Some 6000 kilometres away at the other end of Islam’s domains, in the Iberian peninsula, Islam had been spread at the point of a sword by an army made up mostly of converted Berbers. Under their leader, Tāriq bin Ziyād, they had crossed the Strait of Gibraltar (Jibl al-Tāriq, ‘the mountain of Tariq’) in 711, and after defeating the Visigothic king Roderik found themselves masters of the country. (They did attempt a major sortie north of the Pyrenees twenty years later, but were thrown back in 732, having got as far as Poitiers in central France.) Seven hundred and fifty years of Muslim presence in Spain and Portugal lay ahead; the country knew itself as el-Andalūs, its history was the story of different emirs contending for control, and the city of Cordoba especially became one of the cultural jewels of all Islam, especially as a home of Arabic poetry. Indeed, the emir ‘Abd al-Rahman III considered himself strong and magnificent enough in 929 to declare himself Amir al-mu ‘minîn, ‘Commander of the Faithful’, and so a pretending caliph of all Islam. Nevertheless, later the area of Muslim control began very gradually to be rolled back, as Christian kings grew stronger in Leon and Navarre, and later Castile and Aragon. Toledo fell in 1085, causing a new incursion of Berbers, the Almoravids, called in to redress the balance between Christian and Muslim. But after a respite, the tide continued to run against Islam: Cordoba fell in 1236 and Seville in 1248. The ‘reconquista’ culminated in the capture of Granada in 1492.

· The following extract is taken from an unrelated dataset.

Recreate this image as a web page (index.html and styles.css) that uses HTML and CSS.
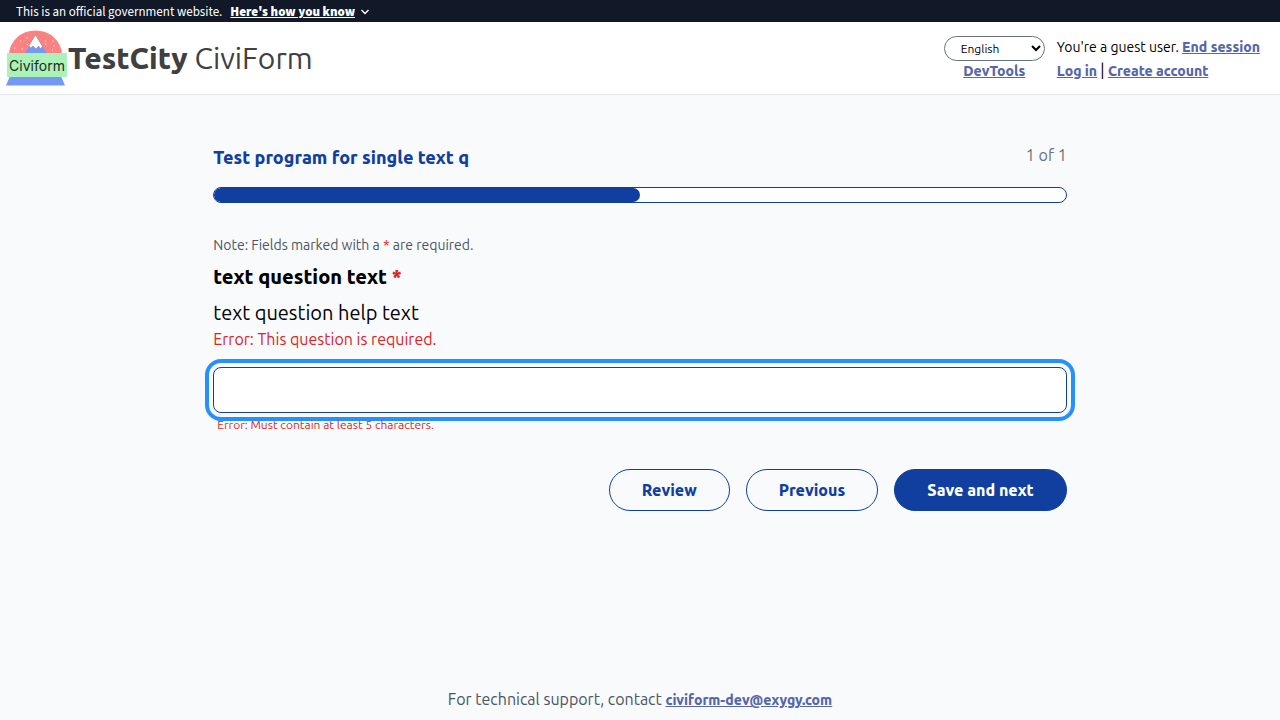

During this long period Iberia must have been a bilingual zone—probably trilingual as long as waves of invading Berbers retained their own language. Some have claimed that Spanish, or its Romance forebear, had almost died out in the Islamic region by the twelfth century, replaced not by classical but by Andalusī Arabic, its dialectal nature showing that the language had been taken up in earnest by the people. Certainly, more than a century after the return of Christian power to Toledo, there were still large numbers of documents being written and notarised in Andalusi.